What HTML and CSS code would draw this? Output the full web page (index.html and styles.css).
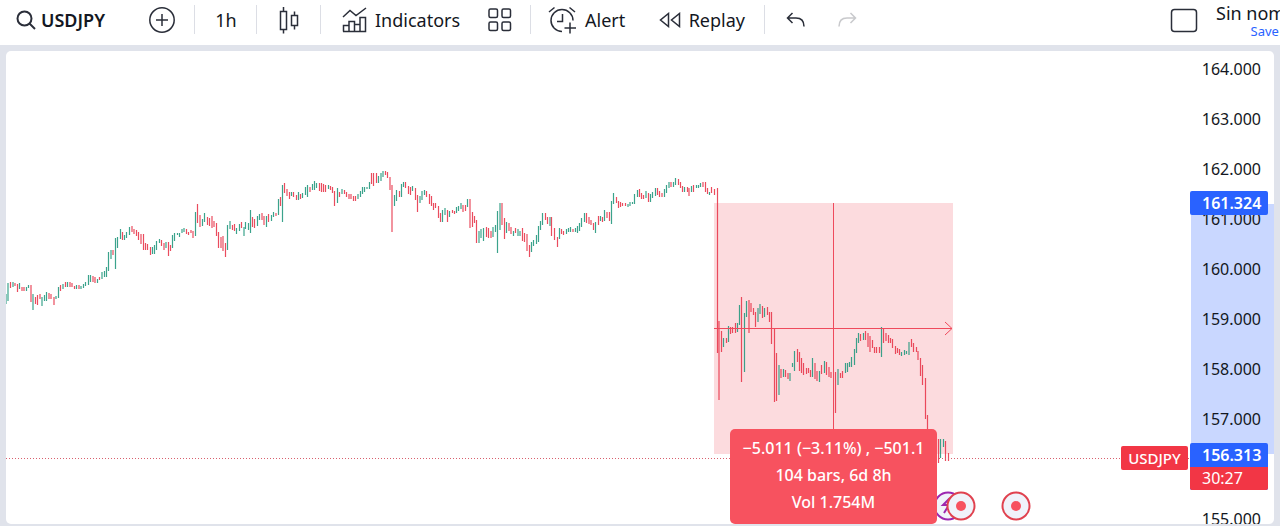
FILE: index.html
```html
<!DOCTYPE html>
<html lang="en">
<head>
  <meta charset="UTF-8">
  <meta name="viewport" content="width=device-width, initial-scale=1.0">
  <title>USDJPY</title>
  <link rel="stylesheet" href="styles.css">
</head>
<body>
  <header class="toolbar">
    <div class="group group-symbol">
      <button class="tool symbol">
        <svg width="20" height="20" viewBox="0 0 20 20" stroke-width="2"><circle cx="8.5" cy="8.5" r="7"/><path d="M13.5 13.5l5.5 5.5"/></svg>
        USDJPY
      </button>
      <button class="tool" aria-label="Compare">
        <svg width="26" height="26" viewBox="0 0 26 26"><circle cx="13" cy="13" r="12.2"/><path d="M13 7v12M7 13h12"/></svg>
      </button>
    </div>
    <div class="group group-interval">
      <button class="tool">1h</button>
    </div>
    <div class="group group-style">
      <button class="tool" aria-label="Candles">
        <svg width="20" height="28" viewBox="0 0 20 28"><path d="M1.5 5.5h6v18h-6zM4.5 1v4.5M4.5 23.5v4M12.500 9.500h6v10h-6zM15.500 5.500v4M15.500 19.500v4"/></svg>
      </button>
    </div>
    <div class="group group-indicators">
      <button class="tool">
        <svg width="25" height="26" viewBox="0 0 25 26"><path d="M1 10l7-6.500 6 5L24 1M1.500 24.500v-6h5.500v6M7 24.500v-10h5.500v10M12.500 24.500v-7h5.500M18 24.500v-14h5.500v14zM1 24.500h17"/></svg>
        Indicators
      </button>
      <button class="tool" aria-label="Layouts">
        <svg width="24" height="24" viewBox="0 0 24 24"><rect x="1" y="1" width="8.500" height="8.500" rx="1.500"/><rect x="14" y="1" width="8.500" height="8.500" rx="1.500"/><rect x="1" y="14" width="8.500" height="8.500" rx="1.500"/><rect x="14" y="14" width="8.500" height="8.500" rx="1.500"/></svg>
      </button>
    </div>
    <div class="group group-alert">
      <button class="tool">
        <svg width="29" height="28" viewBox="0 0 29 28"><path d="M14 25.500A11 11 0 1 1 25 14.500M14.500 8v7.500H9M1 6l5.500-4.500M21.500 1.500L27 6M22 16.500v11M16.500 22h11.500"/></svg>
        Alert
      </button>
      <button class="tool">
        <svg width="22" height="16" viewBox="0 0 22 16"><path d="M9.500 1.500v13L1.500 8zM20.500 1.500v13L12.500 8z"/></svg>
        Replay
      </button>
    </div>
    <div class="group group-history">
      <button class="tool" aria-label="Undo">
        <svg width="19" height="16" viewBox="0 0 19 16"><path d="M6.500 1L1.500 6l5 5M1.500 6h8.500c5 0 8 3 8 8.500"/></svg>
      </button>
      <button class="tool" aria-label="Redo" disabled>
        <svg width="19" height="16" viewBox="0 0 19 16"><path d="M12.500 1l5 5-5 5M17.500 6H9c-5 0-8 3-8 8.500"/></svg>
      </button>
    </div>
    <div class="group group-layout">
      <button class="tool" aria-label="Select layout">
        <svg width="28" height="25" viewBox="0 0 28 25"><rect x="1.500" y="1.500" width="25" height="22" rx="3"/></svg>
      </button>
      <button class="tool layout-name">
        <span>Sin nombre</span>
        <span class="save">Save</span>
      </button>
    </div>
  </header>

  <main class="chart">
    <div class="plot">
      <svg class="canvas" width="100%" height="100%">
        <rect class="range" x="708" y="152" width="239" height="251"/>
        <path id="up" class="up"/>
        <path id="down" class="down"/>
        <path class="arrow" d="M708 277.500h238M939 271l7 6.500-7 6.500M827.500 152v227"/>
        <line class="last" x1="0" y1="407.500" x2="100%" y2="407.500"/>
        <g class="event news">
          <circle cx="942" cy="455" r="13.500"/>
          <path d="M944 447l-7 7h6l-5 8"/>
        </g>
        <g class="event">
          <circle cx="955" cy="455" r="13.500"/>
          <circle class="dot" cx="955" cy="455" r="5"/>
        </g>
        <g class="event">
          <circle cx="1010" cy="455" r="13.500"/>
          <circle class="dot" cx="1010" cy="455" r="5"/>
        </g>
      </svg>
      <div class="measure">
        <div>−5.011 (−3.11%) , −501.1</div>
        <div>104 bars, 6d 8h</div>
        <div>Vol 1.754M</div>
      </div>
      <div class="ticker">USDJPY</div>
    </div>
    <div class="axis">
      <div class="axis-range"></div>
      <ul class="prices">
        <li>164.000</li>
        <li>163.000</li>
        <li>162.000</li>
        <li>161.000</li>
        <li>160.000</li>
        <li>159.000</li>
        <li>158.000</li>
        <li>157.000</li>
        <li></li>
        <li>155.000</li>
      </ul>
      <div class="tag tag-start">161.324</div>
      <div class="tag tag-end">156.313<span class="countdown">30:27</span></div>
    </div>
  </main>

  <script src="script.js"></script>
</body>
</html>
```
FILE: styles.css
```css
* {
  box-sizing: border-box;
}

body {
  margin: 0;
  height: 100vh;
  display: flex;
  flex-direction: column;
  overflow: hidden;
  background-color: #e0e3eb;
  color: #131722;
  font-family: "Trebuchet MS", "Noto Sans", sans-serif;
  font-size: 18px;
}

/* Toolbar */
.toolbar {
  flex: none;
  display: flex;
  height: 45px;
  padding-bottom: 5px;
  overflow: hidden;
  background-color: white;
}

.group {
  position: relative;
  flex: none;
  display: flex;
  align-items: center;
  justify-content: space-between;
}

/* separator at the right of a group */
.group::after {
  content: "";
  position: absolute;
  right: 0;
  top: 5px;
  bottom: 6px;
  width: 1px;
  background-color: #dcdee5;
}

.group-history::after,
.group-layout::after {
  display: none;
}

.group-symbol {
  width: 195px;
  padding: 0 20px 0 16px;
}

.group-interval {
  width: 62px;
  justify-content: center;
}

.group-style {
  width: 64px;
  justify-content: center;
}

.group-indicators {
  width: 210px;
  padding: 0 19px 0 21px;
}

.group-alert {
  width: 234px;
  padding: 0 20px 0 17px;
}

.group-history {
  width: 112px;
  padding: 0 20px 0 21px;
}

.group-layout {
  width: 110px;
  margin-left: auto;
  gap: 18px;
  justify-content: flex-start;
}

.tool {
  flex: none;
  display: flex;
  align-items: center;
  gap: 8px;
  padding: 0;
  border: 0;
  background: none;
  color: inherit;
  font: inherit;
  line-height: 24px;
  cursor: pointer;
}

.tool svg {
  fill: none;
  stroke: #2a2e39;
}

.tool svg:not([stroke-width]) {
  stroke-width: 1.5;
}

.tool:disabled {
  opacity: 0.25;
}

.symbol {
  gap: 5px;
  font-weight: 600;
}

.layout-name {
  flex-direction: column;
  gap: 0;
  line-height: 22px;
}

.save {
  color: #2962ff;
  font-size: 13px;
  line-height: 14px;
}

/* Chart */
.chart {
  flex: 1;
  display: flex;
  margin: 6px 6px 2px 6px;
  overflow: hidden;
  border-radius: 5px;
  background-color: white;
}

.plot {
  position: relative;
  flex: 1;
}

.canvas {
  position: absolute;
  inset: 0;
  fill: none;
}

.range {
  fill: #fcdbde;
}

.up,
.down {
  stroke-opacity: 0.9;
  stroke-width: 1.2;
}

.up {
  stroke: #26997f;
}

.down {
  stroke: #e8384d;
}

.arrow {
  stroke: #ef4a5c;
}

.last {
  stroke: #d9606e;
  stroke-dasharray: 1 2;
}

.event circle {
  fill: #f0f3fa;
  stroke: #e0424f;
  stroke-width: 2;
}

.event .dot {
  fill: #f7525f;
  stroke: none;
}

.news circle,
.news path {
  stroke: #9c27b0;
  stroke-width: 2;
}

.measure {
  position: absolute;
  left: 724px;
  bottom: 0;
  width: 207px;
  padding: 6px 0 8px;
  border-radius: 5px;
  background-color: #f7525f;
  color: white;
  font-size: 16px;
  font-weight: 500;
  line-height: 27px;
  text-align: center;
  white-space: nowrap;
}

.ticker {
  position: absolute;
  right: 2px;
  top: 395px;
  width: 67px;
  border-radius: 2px;
  background-color: #f23645;
  color: white;
  font-size: 15px;
  font-weight: 500;
  line-height: 24px;
  text-align: center;
}

/* Price scale */
.axis {
  position: relative;
  flex: none;
  width: 84px;
  font-size: 16px;
}

.axis-range {
  position: absolute;
  left: 1px;
  right: 0;
  top: 153px;
  height: 250px;
  background-color: #c9d7ff;
}

.prices {
  position: relative;
  margin: 0;
  padding: 0 13px 0 0;
  list-style: none;
  text-align: right;
}

.prices li {
  height: 50px;
  line-height: 37px;
}

.tag {
  position: absolute;
  left: 0;
  width: 78px;
  padding-left: 12px;
  border-radius: 2px;
  background-color: #2962ff;
  color: white;
  font-weight: 600;
  line-height: 24px;
}

.tag-start {
  top: 140px;
}

.tag-end {
  top: 392px;
}

.countdown {
  display: block;
  margin-left: -12px;
  padding-left: 12px;
  border-radius: 0 0 2px 2px;
  background-color: #f23645;
  font-weight: 400;
  line-height: 23px;
}
```
FILE: script.js
```js
// One entry per bar: direction, x, high, low
const bars = `
+6,294,304 +8,283,301 -10.5,282,288 +13,282,287 -15,283,286 -17.5,284,292 +19.5,283,289 -22,287,291
-24,287,291 +26.5,287,291 +28.5,285,288 -31,285,302 +33,294,310 -35.5,297,304 -37.5,295,305 -40,294,299
+42,297,306 +44.5,295,301 +46.5,292,301 -49,293,299 -51,294,299 -54,297,305 +56,296,299 +58.5,287,298
-60.5,285,291 +63,284,289 -65.5,282,287 +67.5,282,287 -70,282,287 -72,283,287 -74.5,286,289 +76.5,285,289
-79,285,289 +81,286,289 +83.5,284,288 +85.5,282,286 +88.5,275,285 +90.5,275,282 -93,276,282 -95,277,283
+97.5,279,283 -99.5,277,280 +102,272,279 +104.5,271,277 +106.5,267,277 +108.5,252,271 +111,250,259 -113,250,255
+115.5,238,269 +117.5,237,248 +120.5,229,239 -122.5,232,240 +124.5,235,240 +126.5,232,238 +129.5,227,235
-132,226,232 -134,229,234 -136.5,230,236 -138.5,232,240 -141,234,244 -143.5,234,250 -145.5,243,250
-147.5,244,250 -150.5,247,255 +152.5,247,254 +154.5,245,254 +156.5,241,250 +159.5,239,243 -161.5,240,246
-164,243,250 +166,242,248 -168.5,242,256 -170.5,245,251 +172.5,235,248 +174.5,233,241 +177.5,233,235
+179.5,233,237 +182,229,233 +184,228,232 -186.5,229,234 -188.5,232,235 -191,230,233 -193,231,238
+195.5,212,236 -197.5,204,223 -200,215,227 +202.5,219,226 +204.5,213,222 -207.5,217,225 -209.5,218,226
-212,216,228 -214,221,227 -216.5,223,236 -218.5,232,248 -221,237,248 -223,236,251 -225.5,243,257
+227.5,225,250 +230,221,229 -232.5,225,230 -234.5,224,231 +236.5,228,234 +239.5,224,231 -241.5,222,228
+244,227,236 +245.5,222,229 +248.5,223,230 +250.5,210,233 -252.5,217,227 -254.5,219,228 +257.5,216,226
+259.5,214,220 -262,213,220 -264,216,225 +266.5,216,227 -268.5,214,222 +271.5,215,221 +273.5,212,217
-276,213,216 +278.5,199,215 -280.5,197,206 +282.5,185,222 -284.5,183,193 -287,189,196 -289.5,192,199
+291.5,192,196 -293.5,192,197 -296.5,195,200 +298.5,192,200 -300.5,194,199 +302.5,193,198 +305.5,187,195
+307.5,185,197 -310,187,192 +312.5,184,190 +314.5,181,190 +316.5,183,188 -319.5,183,191 -321.5,183,192
-323.5,184,192 -325.5,185,192 +328.5,185,189 -330.5,186,190 -332.5,187,193 -334.5,191,206 +337.5,188,203
-339.5,192,197 +342,189,194 -344.5,190,194 -346.5,192,197 -349,194,199 -351,194,199 -353.5,196,201
-355.5,196,201 +358,194,199 +360.5,191,197 +362.5,187,194 +364.5,187,192 +367,187,189 +369.5,182,189
-371.5,173,184 -373.5,173,186 -376.5,173,183 +378.5,176,183 +381,173,181 +383,171,177 -385.5,171,175
-387.5,172,178 -390,177,190 -392,185,232 +394.5,195,206 +396.5,190,201 -399.5,191,197 +401.5,184,197
+403.5,182,187 -405.5,182,188 -408.5,186,194 -410.5,187,195 +412.5,186,191 -415.5,188,200 -417.5,195,212
+420,196,203 +422,191,200 +424.5,190,195 -426.5,191,197 -429.5,194,204 -431.5,196,206 -433.5,203,210
-435.5,203,208 -438.5,206,218 -440.5,213,222 +442.5,210,222 +445,208,215 -447.5,210,222 +449.5,211,217
-452.5,210,213 -454.5,211,214 +456.5,207,213 +458.5,206,211 +461,203,209 -463,205,212 -465.5,205,211
+467.5,199,207 -470,199,228 -472.5,212,227 -474.5,216,223 -476.5,220,243 +479,231,243 +481,229,238
+483.5,228,241 -486.5,227,237 -488.5,228,238 -491,231,238 +493,227,237 +495.5,225,232 +497.5,211,253
+500,203,230 -502,203,225 -504.5,218,239 +506.5,222,233 -509,223,231 -511,227,234 +513.5,231,236
-515.5,228,233 +518,229,236 +520,231,236 -522.5,228,241 -524.5,233,242 -527,234,251 -529.5,245,257
+531.5,242,252 +533.5,240,246 +536.5,235,244 +538.5,226,242 +540.5,221,230 +542.5,213,225 -545.5,213,220
-547.5,217,224 +550,217,226 -551.5,217,236 -554.5,228,240 -557.5,237,247 +559.5,228,239 -561.5,229,234
-563.5,231,235 +566.5,229,234 +568.5,228,232 +570.5,227,232 -573,229,232 +575.5,228,232 +577.5,226,233
+579.5,223,231 +581.5,218,227 +584.5,213,222 -586.5,213,223 -589,217,224 -591,220,225 -593.5,223,230
+595.5,222,233 -598.5,216,225 +600.5,216,221 -602.5,217,222 +604.5,210,221 -607,212,218 -609.5,212,221
+611.5,201,224 +613.5,193,204 -616.5,197,203 -618.5,201,208 -620.5,202,207 -622.5,203,206 -625.5,203,206
+628,204,207 +630,202,206 +632.5,202,204 +634.5,194,204 +637.5,190,197 -639.5,189,197 -641.5,193,199
-643.5,195,199 +646,191,198 -648.5,193,202 +650.5,194,202 +652.5,192,198 +655.5,188,196 -657.5,188,195
-659.5,191,197 -662,193,197 +664.5,189,197 +666.5,185,193 +669,182,188 -671,182,187 +673.5,182,187
+675.5,178,185 -678.5,179,185 -680.5,182,188 -682.5,186,192 +684.5,187,192 -687.5,187,192 -689,188,196
+691.5,186,192 -693.5,185,192 +696.5,185,188 +698.5,185,188 +700.5,183,187 -703,182,187 -705.5,182,192
-707.5,188,194 +709.5,192,195 -711.5,187,193 -714.5,189,195 -717.5,188,353 -719,321,400 -721.5,331,352
+723.5,338,347 -726.5,338,343 +728.5,326,342 -730.5,327,334 -732.5,327,333 -735.5,323,333 +737.5,323,332
+739.5,305,325 -741.5,297,382 +744.5,313,372 +746.5,301,317 -749,300,333 -751,303,312 -753.5,308,315
-755.5,312,327 +758,308,322 +760,304,314 -762.5,306,318 +764.5,308,317 -767.5,307,315 -769.5,312,322
-771.5,312,344 -774.5,328,402 -776.5,353,401 +779,365,395 -781,369,378 +783.5,369,377 -785.5,370,377
-788,373,379 +790,373,381 +792.5,363,367 +794.5,351,371 -797.5,349,362 -799.5,352,371 -801.5,358,373
-803.5,363,375 -806.5,368,374 -808.5,368,373 -810.5,370,377 +812.5,358,377 -815,363,379 -817,371,381
+819.5,371,382 -821.5,365,374 +824.5,361,373 -826.5,362,375 -829,367,377 -831,372,378 -835.5,372,413
+838,369,385 -840.5,373,378 -842.5,371,378 +845.5,363,373 +847.5,363,372 +849.5,362,367 +851.5,357,367
+854.5,349,365 +856.5,338,353 +858.5,333,343 -860.5,334,341 +863.5,333,340 -865.5,331,340 -868,333,347
-870,336,352 -872.5,340,348 -874.5,347,353 -876.5,347,353 -879.5,347,353 +881.5,327,357 -883.5,328,343
-886,333,341 -888.5,335,343 -890.5,338,343 -892.5,339,348 -895.5,346,354 -897.5,348,353 -899.5,349,355
+901.5,352,356 +904.5,350,355 +906.5,351,354 +909,342,355 -911.5,339,347 -913.5,343,352 -916.5,347,352
-918,351,360 -920.5,358,376 -922.5,365,385 -925.5,378,419 -927.5,415,430 -938.5,439,463 +940.5,439,458
+943.5,439,447 -945.5,441,461 -948.5,453,461`;

// distance from the window corner to the plot
const left = 6;
const top0 = 51;

let up = "";
let down = "";

bars.trim().split(/\s+/).forEach(bar => {
  const [x, high, low] = bar.slice(1).split(",").map(Number);
  const line = `M${x - left} ${high - top0}V${low - top0}`;
  if (bar[0] === "+") up += line;
  else down += line;
});

document.getElementById("up").setAttribute("d", up);
document.getElementById("down").setAttribute("d", down);
```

-------------------------

→ DIRECTIONS FOR THIS TASK
Pull out all lines in the data above that include "index".

→ ANSWER
What HTML and CSS code would draw this? Output the full web page (index.html and styles.css).
FILE: index.html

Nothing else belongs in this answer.